Bayesian Inference in the geosciences is called data assimilation. It studies how to best combine information from complex numerical models with information from observations of the system at hand, given limited computational resources. This requires knowledge of the physics, numerical modeling including computer architecture, quantification of deficiencies in the numerical models, characteristics of observation errors, and Bayesian inference for very high dimensional highly nonlinear systems.

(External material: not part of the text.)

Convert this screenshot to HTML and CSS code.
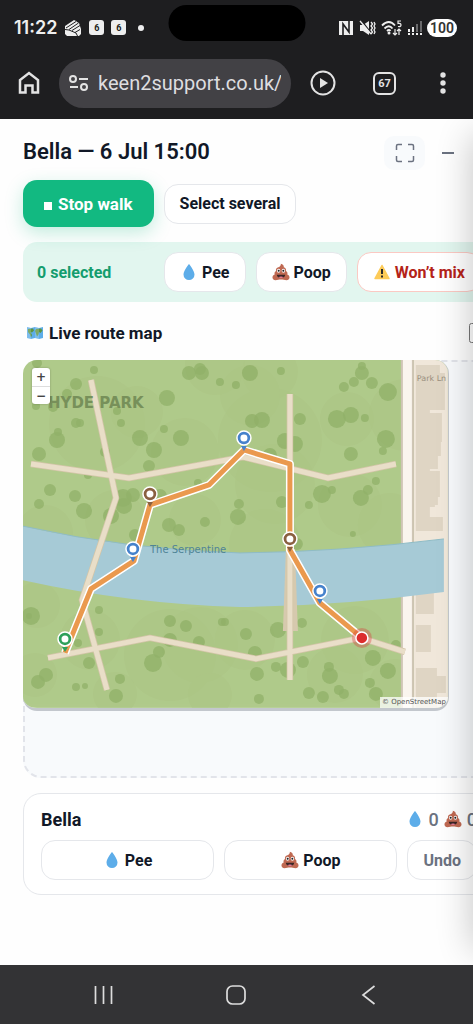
FILE: index.html
```
<!DOCTYPE html>
<html lang="en">
<head>
    <meta charset="UTF-8">
    <meta name="viewport" content="width=device-width, initial-scale=1.0">
    <title>Bella - Live walk</title>
    <link rel="stylesheet" href="styles.css">
</head>
<body>
    <!-- Shared icons -->
    <svg class="sprite" aria-hidden="true">
        <symbol id="drop" viewBox="0 0 18 18">
            <path d="M9 1C9 1 3.500 7.500 3.500 11.500a5.500 5.500 0 0 0 11 0C14.500 7.500 9 1 9 1z" fill="#5dade9"/>
        </symbol>
        <symbol id="poop" viewBox="0 0 18 18">
            <path d="M8.800.8c2 .3 3.300 1.600 3 3.500 1.800.6 2.600 2 2.200 3.800 1.400.8 1.800 2 1.300 3.300 1.500.5 2.400 1.700 2.200 3.400-.2 1.500-1.300 2.400-3 2.400-2 0-3.400-.6-5.500-.6s-3.400.6-5.500.6c-1.700 0-2.800-.9-3-2.400-.2-1.700.7-2.900 2.200-3.400-.5-1.300-.1-2.500 1.300-3.300-.4-2 .6-3.300 2.400-3.800C8 3.600 9.200 2.400 8.800.8z" fill="#bf6952"/>
            <ellipse cx="6.600" cy="7.700" rx="1.700" ry="2" fill="#fafafa"/>
            <ellipse cx="11.400" cy="7.700" rx="1.700" ry="2" fill="#fafafa"/>
            <circle cx="6.700" cy="7.800" r="1" fill="#222"/>
            <circle cx="11.300" cy="7.800" r="1" fill="#222"/>
            <path d="M4.800 11.800h8.400c0 2-1.600 3.200-4.200 3.200s-4.200-1.200-4.200-3.200z" fill="#3a2626"/>
            <path d="M6.500 14.200c1-.9 4-.9 5 0-1.200 1-3.800 1-5 0z" fill="#ef7f9d"/>
        </symbol>
        <symbol id="warn" viewBox="0 0 18 18">
            <path d="M9 2.500 16 15.500H2z" fill="#fdcb58" stroke="#fdcb58" stroke-width="1.500" stroke-linejoin="round"/>
            <path d="M9 6v5M9 12.500v2" stroke="#2b2b2b" stroke-width="2"/>
        </symbol>
        <symbol id="worldmap" viewBox="0 0 18 18">
            <path d="m1 3 4 1 4-1 4 1 4-1v11l-4 1-4-1-4 1-4-1z" fill="#5dade9"/>
            <path d="m2 5 5-.5 1 2-2 2-1.500-.5L6 11l-1 2.500-1-3L2 8zM10 5l5-.5 1.500 2-2 2.500-1.500-1-.5 2.500-1.500 2L9.800 9 9 7z" fill="#5c9444"/>
            <path d="M1 3v11l4 1V4zM9 3v11l4 1V4z" fill="#fff" opacity=".2"/>
        </symbol>
    </svg>

    <header class="chrome">
        <div class="status-bar">
            <span class="clock">11:22</span>
            <svg width="18" height="18" viewBox="0 0 18 18" aria-hidden="true">
                <path d="M1 7 10 1l2 1 1 1 2 1 1 3 1 3v5l-2 2H3l-2-2z" fill="#eee"/>
                <path d="M2 9 12 2.500M5 10.500l9.500-6.500M8 11.500l8-5M1 10.500l4 .5 7 3 1.500 3M11 13.500l5-3" fill="none" stroke="#1e1e20" stroke-width="1"/>
            </svg>
            <span class="calendar">6</span>
            <span class="calendar">6</span>
            <span class="dot"></span>
            <span class="camera"></span>
            <div class="status-icons">
                <svg width="16" height="16" viewBox="0 0 16 16" aria-hidden="true">
                    <path d="M1 1h14v14H1z" fill="#eee"/>
                    <path d="M5 15V4l6 8V1" fill="none" stroke="#1e1e20" stroke-width="1.600"/>
                </svg>
                <svg width="17" height="16" viewBox="0 0 17 16" aria-hidden="true">
                    <path d="M1 5h3l6-4v14l-6-4H1z" fill="#eee"/>
                    <path d="m2 0 10 13" stroke="#1e1e20" stroke-width="1.500"/>
                    <path d="m1 1 11 13M12 2l1.500 2L12 6l1.500 2-1.500 2 1.500 2-1.500 2M15 2l1 2-1 2 1 2-1 2 1 2-1 2" fill="none" stroke="#eee" stroke-width="1.300"/>
                </svg>
                <svg width="21" height="16" viewBox="0 0 21 16" aria-hidden="true">
                    <path d="M1 5.500q7-7 13 0M3.500 8.500q4.500-4.500 8 0M6 11q2-2 3.500 0" fill="none" stroke="#eee" stroke-width="1.800"/>
                    <circle cx="8" cy="13" r="1.500" fill="#eee"/>
                    <path d="M20 1h-3v2.500q3-.5 3 1.500t-3 1.500M14 9v6m-2-2 2 2 2-2M18 15V9m-2 2 2-2 2 2" fill="none" stroke="#eee" stroke-width="1.200"/>
                </svg>
                <svg width="15" height="16" viewBox="0 0 15 16" aria-hidden="true">
                    <path d="M2 9v3M6 7v5M2 13v2M6 13v2M10 13v2M14 13v2" stroke="#eee" stroke-width="2"/>
                    <path d="M10 4v8M14 1v11" stroke="#6a6a6c" stroke-width="2"/>
                </svg>
                <span class="battery">100</span>
            </div>
        </div>
        <div class="browser-bar">
            <button class="chrome-btn" aria-label="Home">
                <svg width="22" height="24" viewBox="0 0 22 24" fill="none" stroke="#e3e3e3" stroke-width="2.500">
                    <path d="M2 9v12.500h5.500v-7h7v7H20V9l-9-7z"/>
                </svg>
            </button>
            <div class="address">
                <svg width="20" height="18" viewBox="0 0 20 18" fill="none" stroke="#e3e3e3" stroke-width="2" aria-hidden="true">
                    <circle cx="4" cy="5" r="3"/><circle cx="15" cy="13" r="3"/>
                    <path d="M10 5h9M1 13h8"/>
                </svg>
                <input type="text" value="keen2support.co.uk/a" aria-label="Address">
            </div>
            <button class="chrome-btn" aria-label="Play">
                <svg width="26" height="26" viewBox="0 0 26 26">
                    <circle cx="13" cy="13" r="11.500" fill="none" stroke="#e3e3e3" stroke-width="2"/>
                    <path d="m10 8 8 5-8 5z" fill="#e3e3e3"/>
                </svg>
            </button>
            <button class="tabs" aria-label="Tabs">67</button>
            <button class="chrome-btn menu" aria-label="Menu">
                <svg width="6" height="22" viewBox="0 0 6 22" fill="#e3e3e3">
                    <circle cx="3" cy="3" r="2.700"/><circle cx="3" cy="11" r="2.700"/><circle cx="3" cy="19" r="2.700"/>
                </svg>
            </button>
        </div>
    </header>

    <main class="page">
        <div class="panel">
            <div class="panel-header">
                <h1>Bella — 6 Jul 15:00</h1>
                <button class="icon-btn filled" aria-label="Full screen">
                    <svg width="20" height="20" viewBox="0 0 20 20" fill="none" stroke="#6b7280" stroke-width="1.500">
                        <path d="M1.500 7V3q0-1.500 1.500-1.500h4M13 1.500h4q1.500 0 1.500 1.500v4M18.500 13v4q0 1.500-1.500 1.500h-4M7 18.500H3q-1.500 0-1.500-1.500v-4"/>
                    </svg>
                </button>
                <button class="icon-btn" aria-label="Minimise">
                    <svg width="14" height="14" viewBox="0 0 14 14"><path d="M1 7h12" stroke="#6b7280" stroke-width="2"/></svg>
                </button>
            </div>

            <div class="actions">
                <button class="btn btn-primary"><span class="stop"></span>Stop walk</button>
                <button class="btn">Select several</button>
            </div>

            <div class="selection-bar">
                <span class="selected-count">0 selected</span>
                <button class="btn"><svg class="emoji"><use href="#drop"/></svg>Pee</button>
                <button class="btn"><svg class="emoji"><use href="#poop"/></svg>Poop</button>
                <button class="btn btn-danger"><svg class="emoji"><use href="#warn"/></svg>Won’t mix</button>
            </div>

            <div class="map-title">
                <h2><svg class="emoji"><use href="#worldmap"/></svg>Live route map</h2>
                <input type="checkbox" aria-label="Show live route map">
            </div>

            <div class="map-area">
                <div class="map">
                    <svg class="map-canvas" viewBox="23 360 425 348">
                        <rect x="22" y="360" width="426" height="348" fill="#b0cb8c"/>
                        <g id="patches" fill="#a2bb7a" opacity=".3"></g>
                        <g id="trees" fill="#7fa256" opacity=".6"></g>
                        <rect x="414" y="360" width="34" height="348" fill="#f0e7da"/>
                        <rect x="401" y="360" width="13" height="348" fill="#cfc5b5"/>
                        <rect x="403" y="360" width="9" height="348" fill="#faf5ee"/>
                        <path fill="#dfd5c4" d="M416 365h24v8h5v37h-15v3h12v29h-1v14h-3v13h-8v2h10v26h-2v8h-3v2h-5v10h13v14h-27zM416 593h18v21h-18zM416 625h15v27h-15zM416 668h21v8h9v17h-9v15h-21z"/>
                        <path fill="#a6cad6" d="M22 526 Q130 550 240 553 Q340 552 444 539 V592 Q340 606 240 607 Q130 604 22 580z"/>
                        <path fill="none" stroke="#8fbcc6" stroke-width="1" d="M22 526 Q130 550 240 553 Q340 552 444 539"/>
                        <path fill="#d6c9ae" d="M286 549h9l3 82h-15z"/>
                        <g fill="none" stroke-linejoin="round">
                            <path d="M91 380 116 498 82 600 107 690M31 464 129 478 243 457 328 478 396 464M290 394V680M48 658 150 638 256 659 361 638 405 652" stroke="#d3c5a8" stroke-width="6.500"/>
                            <path d="M91 380 116 498 82 600 107 690M31 464 129 478 243 457 328 478 396 464M290 394V680M48 658 150 638 256 659 361 638 405 652" stroke="#e9dec8" stroke-width="5"/>
                        </g>
                        <text class="map-park" x="48" y="408">HYDE PARK</text>
                        <text class="map-water" x="150" y="553">The Serpentine</text>
                        <text class="map-street" x="417" y="381">Park Ln</text>
                        <g fill="none" stroke-linejoin="round">
                            <path d="M65 653 91 589 134 561 150 505 209 485 244 450 290 464V550L320 603 362 638" stroke="#fff" stroke-width="8"/>
                            <path d="M65 653 91 589 134 561 150 505 209 485 244 450 290 464V550L320 603 362 638" stroke="#ea994e" stroke-width="5"/>
                        </g>
                        <g id="pins"></g>
                        <circle cx="362" cy="638" r="10" fill="#d93636" opacity=".35"/>
                        <circle cx="362" cy="638" r="6" fill="#dc2d2d" stroke="#fff" stroke-width="1.500"/>
                    </svg>
                    <div class="map-zoom">
                        <button aria-label="Zoom in">+</button>
                        <button aria-label="Zoom out">−</button>
                    </div>
                    <span class="attribution">© OpenStreetMap</span>
                </div>
            </div>

            <section class="dog-card">
                <div class="dog-header">
                    <h2>Bella</h2>
                    <div class="counts">
                        <svg class="emoji"><use href="#drop"/></svg><span>0</span>
                        <svg class="emoji"><use href="#poop"/></svg><span>0</span>
                    </div>
                </div>
                <div class="dog-actions">
                    <button class="btn"><svg class="emoji"><use href="#drop"/></svg>Pee</button>
                    <button class="btn"><svg class="emoji"><use href="#poop"/></svg>Poop</button>
                    <button class="btn btn-muted">Undo</button>
                </div>
            </section>
        </div>
        <div class="edge-shadow"></div>
    </main>

    <nav class="nav-bar">
        <button aria-label="Recent apps">
            <svg width="20" height="20" viewBox="0 0 20 20"><path d="M1.500 1v18M9.500 1v18M17.500 1v18" stroke="#ddd" stroke-width="1.700"/></svg>
        </button>
        <button aria-label="Home">
            <svg width="22" height="22" viewBox="0 0 22 22"><rect x="2" y="2" width="18" height="18" rx="5.500" fill="none" stroke="#ddd" stroke-width="1.700"/></svg>
        </button>
        <button aria-label="Back">
            <svg width="20" height="20" viewBox="0 0 20 20"><path d="M15.500 1 4 10l11.500 9" fill="none" stroke="#ddd" stroke-width="1.700"/></svg>
        </button>
    </nav>

    <script>
        // x, y, radius
        const patches = [
            [97, 424, 48], [137, 412, 26], [185, 452, 34], [45, 533, 28], [115, 520, 30],
            [195, 520, 26], [270, 440, 52], [347, 419, 27], [405, 415, 36], [275, 484, 40],
            [350, 505, 32], [390, 525, 32], [265, 545, 36], [270, 372, 28], [250, 395, 30],
            [215, 365, 30], [37, 605, 23], [170, 655, 46], [200, 645, 38], [115, 694, 22],
            [210, 695, 22], [35, 675, 22], [335, 675, 28], [355, 640, 34], [245, 640, 30],
            [395, 685, 26], [90, 640, 30]
        ];
        const trees = [
            [37, 363, 5], [94, 370, 4], [76, 384, 6], [67, 394, 5], [53, 407, 5], [36, 406, 4],
            [189, 373, 7], [202, 373, 7], [200, 369, 6], [220, 382, 4], [236, 385, 4], [167, 398, 8],
            [117, 411, 4], [121, 423, 4], [76, 423, 5], [80, 423, 4], [58, 432, 4], [57, 440, 8],
            [164, 429, 4], [140, 438, 8], [181, 438, 8], [154, 450, 8], [39, 454, 7], [105, 452, 5],
            [149, 466, 6], [88, 475, 4], [198, 483, 4], [50, 490, 6], [75, 496, 6], [123, 498, 9],
            [133, 495, 7], [124, 506, 8], [111, 516, 8], [84, 511, 8], [39, 504, 5], [160, 496, 7],
            [169, 525, 7], [179, 530, 6], [205, 522, 5], [135, 535, 6], [239, 504, 5], [238, 517, 8],
            [250, 373, 8], [281, 371, 4], [362, 366, 4], [362, 373, 7], [354, 382, 5], [344, 387, 5],
            [372, 383, 6], [388, 392, 9], [262, 420, 8], [252, 421, 7], [300, 419, 6], [337, 419, 9],
            [351, 415, 8], [365, 418, 4], [285, 441, 8], [295, 444, 8], [386, 439, 9], [383, 451, 4],
            [351, 454, 7], [270, 455, 7], [322, 494, 9], [332, 490, 4], [309, 505, 4], [361, 498, 8],
            [368, 490, 5], [376, 481, 4], [282, 502, 6], [353, 534, 3], [31, 616, 9], [29, 616, 3],
            [99, 610, 4], [99, 632, 4], [78, 643, 4], [89, 663, 6], [170, 621, 6], [186, 626, 6],
            [222, 622, 4], [225, 622, 4], [170, 640, 7], [199, 642, 6], [159, 652, 6], [153, 663, 9],
            [120, 679, 5], [116, 696, 7], [76, 687, 4], [85, 686, 3], [46, 675, 7], [38, 682, 7],
            [297, 544, 6], [246, 634, 6], [278, 630, 8], [302, 623, 5], [255, 653, 7], [257, 674, 7],
            [276, 667, 5], [288, 670, 8], [303, 662, 6], [329, 667, 5], [330, 676, 8], [373, 658, 8],
            [388, 671, 8], [370, 683, 5], [376, 694, 7], [309, 693, 6], [323, 697, 6], [339, 690, 5],
            [344, 694, 5], [259, 699, 5], [396, 645, 5]
        ];
        const pins = [
            [65, 639, '#2ea05a'], [133, 549, '#4682cc'], [150, 494, '#8a6040'],
            [244, 438, '#4682cc'], [290, 539, '#8a6040'], [320, 591, '#4682cc']
        ];

        const circle = ([x, y, r]) => `<circle cx="${x}" cy="${y}" r="${r}" fill-opacity=".8"/>`;
        document.getElementById('patches').innerHTML = patches.map(circle).join('');
        document.getElementById('trees').innerHTML = trees.map(circle).join('');
        document.getElementById('pins').innerHTML = pins.map(([x, y, color]) => `
            <path d="M${x - 3} ${y + 8}h6l-3 5z" fill="${color}"/>
            <circle cx="${x}" cy="${y}" r="7" fill="${color}" stroke="#fff" stroke-width="1.500"/>
            <circle cx="${x}" cy="${y}" r="3.500" fill="#fff"/>
        `).join('');
    </script>
</body>
</html>
```
FILE: styles.css
```
:root {
    --chrome: #1e1e20;
    --text: #111827;
    --muted: #6b7280;
    --border: #e5e7eb;
    --green: #12b981;
}

* {
    box-sizing: border-box;
    margin: 0;
    padding: 0;
}

body {
    display: flex;
    flex-direction: column;
    min-height: 100vh;
    font-family: Roboto, sans-serif;
    color: var(--text);
    background: #fefefe;
}

button {
    font-family: inherit;
    border: none;
    background: none;
    cursor: pointer;
}

svg {
    display: block;
    flex: none;
}

.sprite {
    position: absolute;
    width: 0;
    height: 0;
}

/* Phone status and browser bars */
.chrome {
    background: var(--chrome);
    color: #eee;
    height: 119px;
}

.status-bar {
    position: relative;
    display: flex;
    align-items: center;
    gap: 4px;
    height: 55px;
    padding: 0 16px 0 14px;
}

.clock {
    font-family: Inter, sans-serif;
    font-size: 18px;
    font-weight: 600;
    margin-right: 3px;
}

.calendar {
    width: 15px;
    height: 15px;
    margin-left: 3px;
    border-radius: 3px;
    background: #eee;
    color: var(--chrome);
    font-size: 9px;
    font-weight: 700;
    line-height: 16px;
    text-align: center;
}

.dot {
    width: 6px;
    height: 6px;
    margin-left: 8px;
    border-radius: 50%;
    background: #eee;
}

.camera {
    position: absolute;
    top: 5px;
    left: 50%;
    width: 137px;
    height: 36px;
    border-radius: 18px;
    background: #000;
    transform: translateX(-50%);
}

.status-icons {
    display: flex;
    align-items: center;
    gap: 5px;
    margin-left: auto;
}

.battery {
    width: 30px;
    border-radius: 9px;
    background: #fff;
    color: #333;
    font-size: 14px;
    font-weight: 600;
    line-height: 18px;
    text-align: center;
}

.browser-bar {
    display: flex;
    align-items: center;
    height: 56px;
    padding: 0 18px;
}

.address {
    display: flex;
    align-items: center;
    gap: 9px;
    flex: 1;
    min-width: 0;
    height: 49px;
    margin: 0 19px;
    padding: 0 10px;
    border-radius: 25px;
    background: #424145;
}

.address input {
    flex: 1;
    min-width: 0;
    border: none;
    outline: none;
    background: none;
    color: #dedee0;
    font-family: Roboto, sans-serif;
    font-size: 20px;
}

.tabs {
    width: 23px;
    height: 23px;
    margin: 0 44px 0 37px;
    border: 2px solid #e3e3e3;
    border-radius: 6px;
    color: #e3e3e3;
    font-size: 11px;
    font-weight: 700;
}

.menu {
    margin-right: 9px;
}

/* Walk page: the panel runs past the right edge of the window */
.page {
    position: relative;
    flex: 1;
    padding: 16px 0 24px 23px;
    overflow: hidden;
}

.panel {
    width: calc(100% + 22px);
}

.panel-header {
    display: flex;
    align-items: center;
    gap: 2px;
    height: 36px;
    padding-right: 27px;
}

h1 {
    flex: 1;
    padding-bottom: 4px;
    font-size: 22px;
    font-weight: 600;
}

h2 {
    font-size: 18px;
    font-weight: 700;
}

.icon-btn {
    display: flex;
    align-items: center;
    justify-content: center;
    width: 41px;
    height: 34px;
    border-radius: 10px;
}

.filled {
    background: #f8fafc;
}

.emoji {
    width: 18px;
    height: 18px;
}

.btn {
    display: flex;
    align-items: center;
    justify-content: center;
    gap: 4px;
    height: 40px;
    padding: 0 15px;
    border: 1px solid var(--border);
    border-radius: 14px;
    background: #fff;
    color: var(--text);
    font-size: 16px;
    font-weight: 700;
    white-space: nowrap;
}

.btn-primary {
    gap: 6px;
    height: 47px;
    padding: 0 21px;
    border: none;
    background: var(--green);
    color: #fff;
    font-size: 17px;
    box-shadow: 0 6px 18px rgba(18, 185, 129, 0.25);
}

.btn-danger {
    border-color: #fbc9c3;
    color: #b42318;
}

.btn-muted {
    color: var(--muted);
}

.stop {
    width: 8px;
    height: 8px;
    margin-top: 4px;
    background: #fff;
}

.actions {
    display: flex;
    align-items: center;
    gap: 10px;
    margin-top: 9px;
}

.selection-bar {
    display: flex;
    align-items: center;
    gap: 10px;
    height: 60px;
    margin-top: 15px;
    padding: 0 14px;
    border-radius: 14px;
    background: #e2f6ef;
}

.selected-count {
    flex: 1;
    color: #149d6e;
    font-size: 16px;
    font-weight: 700;
}

.map-title {
    display: flex;
    align-items: center;
    justify-content: space-between;
    height: 58px;
    padding: 4px 6px 0 3px;
}

.map-title h2,
.counts {
    display: flex;
    align-items: center;
    gap: 5px;
}

.map-title h2 {
    font-size: 17px;
}

.map-title input {
    width: 20px;
    height: 20px;
}

.map-area {
    height: 418px;
    border: 2px dashed #e2e4ea;
    border-radius: 18px;
    background: #f8fafc;
}

.map {
    position: relative;
    width: 91%;
    margin: -2px 0 0 -2px;
    border-right: 1px solid #c3c7cd;
    border-bottom: 3px solid #c3c7cd;
    border-radius: 14px;
    overflow: hidden;
}

.map-canvas {
    width: 100%;
    height: auto;
}

.map-canvas text {
    font-family: "DejaVu Sans", sans-serif;
}

.map-park {
    fill: #77905a;
    font-size: 15px;
    font-weight: 700;
}

.map-water {
    fill: #4f8496;
    font-size: 10px;
}

.map-street {
    fill: #9b9080;
    font-size: 8px;
}

.map-zoom {
    position: absolute;
    top: 8px;
    left: 9px;
    display: flex;
    flex-direction: column;
    width: 18px;
    border-radius: 3px;
    background: #fff;
    box-shadow: 0 0 2px rgba(0, 0, 0, 0.3);
}

.map-zoom button {
    height: 18px;
    color: #444;
    font-family: "DejaVu Sans", sans-serif;
    font-size: 12px;
    font-weight: 700;
    line-height: 18px;
}

.map-zoom button + button {
    border-top: 1px solid #ddd;
}

.attribution {
    position: absolute;
    right: 0;
    bottom: 0;
    padding: 0 2px;
    background: rgba(255, 255, 255, 0.75);
    color: #555;
    font-family: "DejaVu Sans", sans-serif;
    font-size: 7px;
    line-height: 11px;
}

.dog-card {
    margin-top: 15px;
    padding: 13px 17px 14px;
    border: 1px solid var(--border);
    border-radius: 18px;
    background: #fff;
}

.dog-header {
    display: flex;
    align-items: center;
    justify-content: space-between;
    height: 24px;
    margin-bottom: 9px;
}

.counts {
    color: var(--muted);
    font-size: 18px;
    font-weight: 500;
}

.dog-actions {
    display: grid;
    grid-template-columns: 1fr 1fr auto;
    gap: 10px;
}

.edge-shadow {
    position: absolute;
    top: 16px;
    bottom: 16px;
    left: 100%;
    width: 40px;
    box-shadow: 0 0 36px rgba(0, 0, 0, 0.24);
    pointer-events: none;
}

/* Phone navigation */
.nav-bar {
    display: flex;
    align-items: center;
    justify-content: space-around;
    height: 59px;
    padding: 0 38px;
    background: #333335;
}
```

An important characteristic of the climate system is that the different Earth system components (e.g. atmosphere, ocean ,land surface and icecaps) have vastly different internal time scales. The main work horse for weather prediction, a (variational) smoother in which observations over a time window of 6-12 hours are used to find the best starting point for predictions, is problematic because the optimal time window length is substantially different for the different components. Even after 20 years of intensive research no satisfying smoother solution has been found.
This suggests to use a filter solution without an assimilation window, but the main workhorse there, the Ensemble Kalman Filter, suffers from too small ensemble sizes to accommodate the large number of observations (even when so-called localization is applied).
Another issue is that with its many feedbacks the climate system is highly nonlinear, while the standard methods for weather predictions are only optimal for linear, and perhaps weakly nonlinear systems. Furthermore, system updates are typically too abrupt and need to be added incrementally during the prediction.
We will discuss potential solutions based on existing techniques, and alternative ideas based on so-called particle flows.The latter are fully nonlinear while combining the strong points of smoothers and filters mentioned above, and have the potential to make substantial strides forwards towards better climate prediction.